Advertisement

After Bhutto

Share

It has taken less than a week for the tragedy of Benazir Bhutto’s assassination to segue into the farce of a potentially disastrous dynastic succession. The slain former prime minister, a woman of enormous strengths and flaws, certainly had the legitimacy to be Pakistan’s preeminent opposition leader. Her successors, a notoriously corrupt husband and a sheltered 19-year-old son, do not. Neither is qualified to lead a nuclear-armed nation of 165 million citizens, many of them understandably angry and demoralized.

There are now suggestions that Bhutto’s Pakistan People’s Party may split. This would not be a bad thing. The pro-democracy wing of the party must reject the regency of Bhutto’s husband, Asif Ali Zardari, best known in Pakistan as “Mr. 10%” for his alleged take from every government contract signed during his wife’s premiership. It cannot make common cause with the pro-dynastic wing of the party, for whom worship of the Bhutto pseudo-monarchy trumps the democratic and progressive values that Benazir Bhutto tried to personify.

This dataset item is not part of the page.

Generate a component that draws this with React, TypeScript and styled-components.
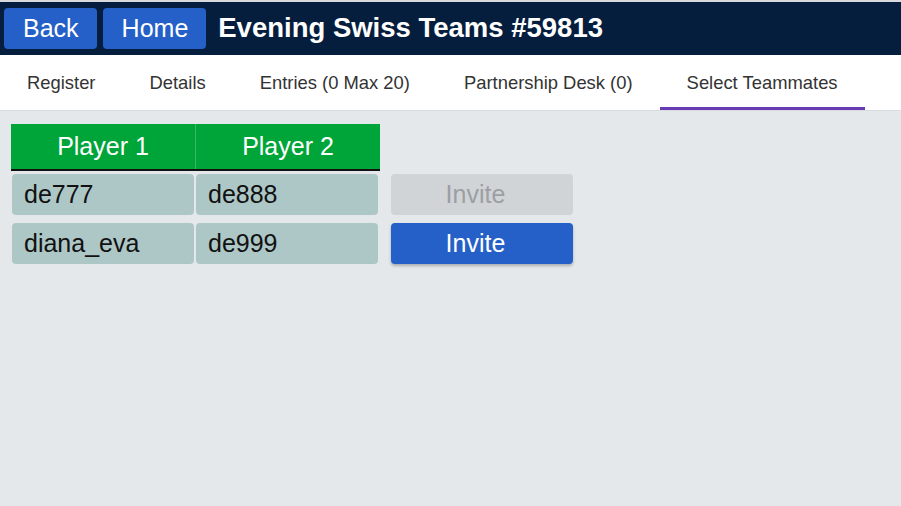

If the PPP lacks for charismatic leaders, it is because Bhutto herself allowed no rivals to rise. The party must now set about identifying and promoting a new generation of political talent. There is room for hope in that regard. The recent revolt of the Pakistani lawyers against the imposition of emergency rule spotlighted the courage of thousands of pro-democracy activists willing to go to jail for their belief in the rule of law.

Advertisement

However belatedly, the Bush administration should also seize this moment to get on the right side of history in Pakistan. Its ignominious plan to keep Pervez Musharraf in the presidency while ushering in the popular Bhutto to serve as prime minister is now in ruins. Whether or not Musharraf’s government was culpable or negligent in Bhutto’s death, its handling of the assassination has created grave doubts about its intentions. The government’s ham-handed attempts to silence the doctors who treated Bhutto, its highly dubious claim that she was not shot but died because she hit her head on the sunroof of her SUV, the emergence of a video apparently showing a man firing a pistol at Bhutto, and the scandalous decision by a police chief to refuse the hospital’s request for an autopsy do not lend themselves to benign interpretation.

There is no question of the Pakistani government investigating itself. The Bush administration should immediately endorse calls for an international inquiry into Bhutto’s assassination, just as it backed the establishment of a special United Nations tribunal to investigate the murder of former Lebanese Prime Minister Rafik Hariri. Failure to do so would send the message that Americans only support justice in cases in which the suspected perpetrators are not U.S. allies -- Syria in the case of the Hariri killing.

The United States has little political leverage to show for its billions of dollars in military aid to Musharraf -- much of which has allegedly been diverted from the struggle against Islamist jihadists to the struggle against India. But it can and should refuse to recognize sham elections that would give Musharraf a fake mandate. Washington should insist as a condition of future aid that Musharraf allow genuinely free and fair elections. These will by no means ensure Pakistan’s political stability, but the alternative is incalculably worse.